Hence, the focus of this paper is on harnessing domestic efforts to
increase saving formation and to enhance efficiency of capital
investments.
Traditionally, the government of Pakistan has relied on
conventional approaches to increasing domestic saving. First, the
government has been encouraging greater saving by the private sector
through a package of national saving schemes and by allowing financial
institutions to introduce saving incentives. Saving-schemes and saving
incentives have not produced satisfying results. Table 1 shows saving
and investment in selected South Asian countries. Saving in Pakistan is
very low and, indeed, among the lowest even when compared with
neighbouring and other developing countries. Explanations of this
failure include the low levels of income and high rate of inflation in
the country. (2) Moreover, the financial institutions have in general
remained inefficient.
The second approach is to increase saving through taxation and
incomes policies. In its taxation efforts, the government has not been
able to enlarge revenues adequately from private sector incomes. This
failure is due to the inelastic character of the tax system and a heavy
reliance on indirect taxation, the latter causing the tax system to be
inequitable.
Incomes policies have been only marginally successful. In its wage
and price policies, the government adopted impelled methods of saving
formation. The working population and the urban consumers have been
paying for the savings in the country. (3) The public sector's
contributions to domestic saving have remained negligible, mainly due to
the inefficiency of state enterprises, rising defense budgets,
non-development expenditure, and high inflation.

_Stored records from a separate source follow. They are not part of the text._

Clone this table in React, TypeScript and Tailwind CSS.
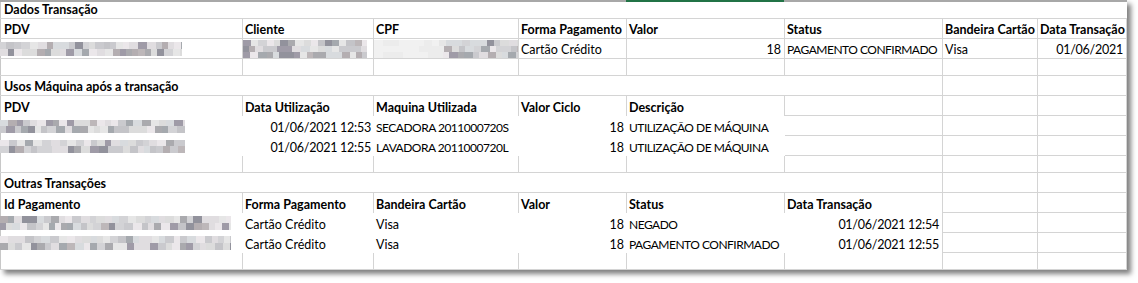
import type { ReactNode } from 'react';
import clsx from 'clsx';

const COLS = 'grid grid-cols-[243px_131px_145px_108px_158px_158px_95px_89px]';

const SPAN: Record<number, string> = {
  1: 'col-span-1',
  2: 'col-span-2',
  3: 'col-span-3',
  4: 'col-span-4',
  5: 'col-span-5',
  6: 'col-span-6',
  7: 'col-span-7',
  8: 'col-span-8',
};

const LIGHT = ['#e6e6e6', '#dcdcdc', '#d3d3d6', '#cacace', '#ebe7ea', '#d8dbde', '#e0dde0'];
const DARK = ['#aaaaae', '#9f9ba7', '#b4aeb1', '#92929c', '#bdb7b9', '#a5a9ae', '#c4c4c8'];

function rng(seed: number) {
  let s = seed * 9301 + 49297;
  return () => {
    s = (s * 9301 + 49297) % 233280;
    return s / 233280;
  };
}

// pixelated "blurred" patch standing in for hidden data
function Mosaic({
  w,
  h,
  seed,
  fade = 0,
}: {
  w: number;
  h: number;
  seed: number;
  fade?: number;
}) {
  const rand = rng(seed);
  const rows = Math.max(1, Math.round(h / 7));
  const bh = h / rows;
  const blocks: { x: number; y: number; bw: number; c: string }[] = [];
  for (let r = 0; r < rows; r++) {
    let x = 0;
    while (x < w) {
      const bw = Math.min(w - x, 6 + Math.floor(rand() * 4));
      const dark = rand() < (r === rows - 1 ? 0.45 : 0.3);
      const pal = dark ? DARK : LIGHT;
      let c = pal[Math.floor(rand() * pal.length)];
      if (x < fade) c = rand() < 0.5 ? '#f1f1f1' : '#ececec';
      blocks.push({ x, y: r * bh, bw, c });
      x += bw;
    }
  }
  return (
    <div className="relative shrink-0 blur-[0.4px]" style={{ width: w, height: h }}>
      {blocks.map((b, i) => (
        <div
          key={i}
          className="absolute"
          style={{ left: b.x, top: b.y, width: b.bw, height: bh, background: b.c }}
        />
      ))}
    </div>
  );
}

function Cell({
  span = 1,
  r = true,
  b = true,
  right,
  bold,
  first,
  caps,
  num,
  children,
}: {
  span?: number;
  r?: boolean;
  b?: boolean;
  right?: boolean;
  bold?: boolean;
  first?: boolean;
  caps?: boolean;
  num?: boolean;
  children?: ReactNode;
}) {
  return (
    <div
      className={clsx(
        SPAN[span],
        'flex min-w-0 items-end overflow-visible whitespace-nowrap border-[#d4d4d4] pb-[1px]',
        r && 'border-r',
        b && 'border-b',
        right ? 'justify-end pr-[3px]' : first ? 'pl-[4px]' : 'pl-[2px]',
        bold && 'font-bold',
        caps && 'text-[12px] tracking-[-0.5px]',
        num && 'tracking-[-0.25px]',
      )}
    >
      {children}
    </div>
  );
}

function Row({ tall = true, children }: { tall?: boolean; children: ReactNode }) {
  return <div className={clsx(COLS, tall ? 'h-[20px]' : 'h-[17px]')}>{children}</div>;
}

function Spare({ n = 2 }: { n?: number }) {
  return (
    <>
      {Array.from({ length: n }).map((_, i) => (
        <Cell key={i} />
      ))}
    </>
  );
}

export default function App() {
  return (
    <div className="min-h-screen bg-white">
      <div className="w-[1127px] bg-white font-['Lato','Open_Sans',sans-serif] text-[12.5px] leading-[15px] text-black shadow-[4px_4px_5px_rgba(0,0,0,0.5),inset_1px_0_0_#c8c8c8]">
        {/* column header edge, selected column in green */}
        <div className="flex h-[2px]">
          <div className="w-[626px] bg-[#a8a8a8]" />
          <div className="w-[158px] bg-[#217346]" />
          <div className="flex-1 bg-[#a8a8a8]" />
        </div>

        <div className={clsx(COLS, 'h-[17px]')}>
          <Cell span={8} r={false} bold first>
            Dados Transação
          </Cell>
        </div>

        <Row>
          <Cell bold first>PDV</Cell>
          <Cell bold>Cliente</Cell>
          <Cell bold>CPF</Cell>
          <Cell bold>Forma Pagamento</Cell>
          <Cell bold>Valor</Cell>
          <Cell bold>Status</Cell>
          <Cell bold>Bandeira Cartão</Cell>
          <Cell bold>Data Transação</Cell>
        </Row>
        <Row>
          <div className="flex items-center border-r border-b border-[#d4d4d4]">
            <Mosaic w={182} h={14} seed={3} />
          </div>
          <div className="flex items-center border-r border-b border-[#d4d4d4]">
            <Mosaic w={124} h={18} seed={7} />
          </div>
          <div className="flex items-center border-r border-b border-[#d4d4d4]">
            <Mosaic w={144} h={18} seed={11} fade={64} />
          </div>
          <Cell>Cartão Crédito</Cell>
          <Cell right>18</Cell>
          <Cell caps>PAGAMENTO CONFIRMADO</Cell>
          <Cell>Visa</Cell>
          <Cell right num>01/06/2021</Cell>
        </Row>
        <Row tall={false}>
          <Spare n={8} />
        </Row>

        <Row>
          <Cell span={6} bold first>
            Usos Máquina após a transação
          </Cell>
          <Spare />
        </Row>
        <Row>
          <Cell b={false} bold first>PDV</Cell>
          <Cell b={false} bold>Data Utilização</Cell>
          <Cell b={false} bold>Maquina Utilizada</Cell>
          <Cell b={false} bold>Valor Ciclo</Cell>
          <Cell b={false} bold>Descrição</Cell>
          <Spare n={3} />
        </Row>
        {[
          { when: '01/06/2021 12:53', machine: 'SECADORA 2011000720S', seed: 19 },
          { when: '01/06/2021 12:55', machine: 'LAVADORA 2011000720L', seed: 23 },
        ].map((u) => (
          <Row key={u.when}>
            <div className="flex items-center">
              <Mosaic w={185} h={13} seed={u.seed} />
            </div>
            <Cell r={false} b={false} right num>{u.when}</Cell>
            <Cell r={false} b={false} caps>{u.machine}</Cell>
            <Cell r={false} b={false} right>18</Cell>
            <Cell r={false} b={false} caps>UTILIZAÇÃO DE MÁQUINA</Cell>
            <Spare n={3} />
          </Row>
        ))}
        <Row tall={false}>
          <Spare n={8} />
        </Row>

        <Row>
          <Cell span={6} bold first>
            Outras Transações
          </Cell>
          <Spare />
        </Row>
        <Row>
          <Cell b={false} bold first>Id Pagamento</Cell>
          <Cell b={false} bold>Forma Pagamento</Cell>
          <Cell b={false} bold>Bandeira Cartão</Cell>
          <Cell b={false} bold>Valor</Cell>
          <Cell b={false} bold>Status</Cell>
          <Cell b={false} bold>Data Transação</Cell>
          <Spare />
        </Row>
        {[
          { status: 'NEGADO', when: '01/06/2021 12:54', seed: 31 },
          { status: 'PAGAMENTO CONFIRMADO', when: '01/06/2021 12:55', seed: 37 },
        ].map((t) => (
          <Row key={t.when}>
            <div className="flex items-center">
              <Mosaic w={231} h={14} seed={t.seed} />
            </div>
            <Cell r={false} b={false}>Cartão Crédito</Cell>
            <Cell r={false} b={false}>Visa</Cell>
            <Cell r={false} b={false} right>18</Cell>
            <Cell r={false} b={false} caps>{t.status}</Cell>
            <Cell b={false} right num>{t.when}</Cell>
            <Spare />
          </Row>
        ))}
        <Row tall={false}>
          <Spare n={8} />
        </Row>
      </div>
    </div>
  );
}
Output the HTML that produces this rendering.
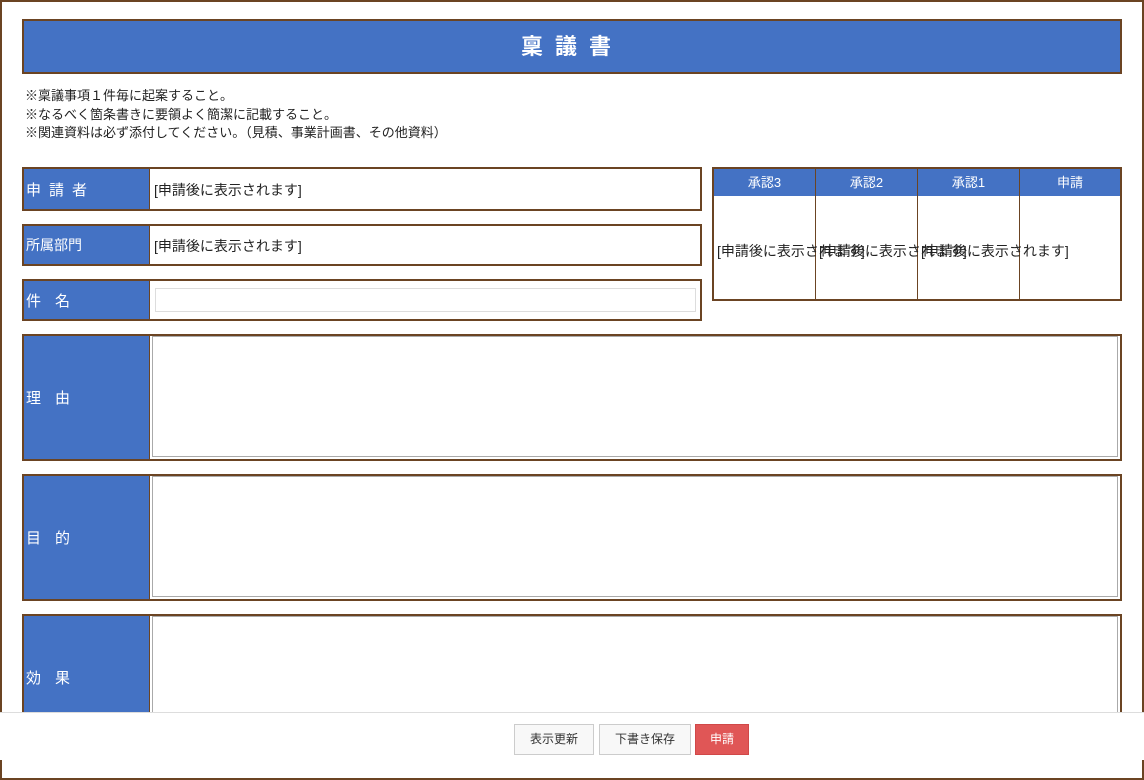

The shortcomings of traditional approaches to mobilise domestic
resources and a decline in the availability of foreign assistance make
it urgent to search for solutions to the problems of resource
mobilisation outside the scope of conventional strategies and foreign
sources. The world of economics has already entered into the age of
restructuring and openness. It appears that the time is ripe for
Pakistan, as well, to develop a structural change for efficient domestic
resource mobilisation and free the economy from bureaucratic control. A
blueprint of such an approach and its implementation targeted over a
period often years is outlined in Chart 1.
With an early start on the transition of the economy from a
bureaucratic toward a decentralised economic system, the pace of
efficient mobilisation of domestic resources will be expected to
accelerate. The resultant investments and rapid growth will enhance the
rates of saving formation in the country. To analyse these issues, this
paper, therefore, deals first with a general framework of structural
reforms and second with efficient utilisation of resources.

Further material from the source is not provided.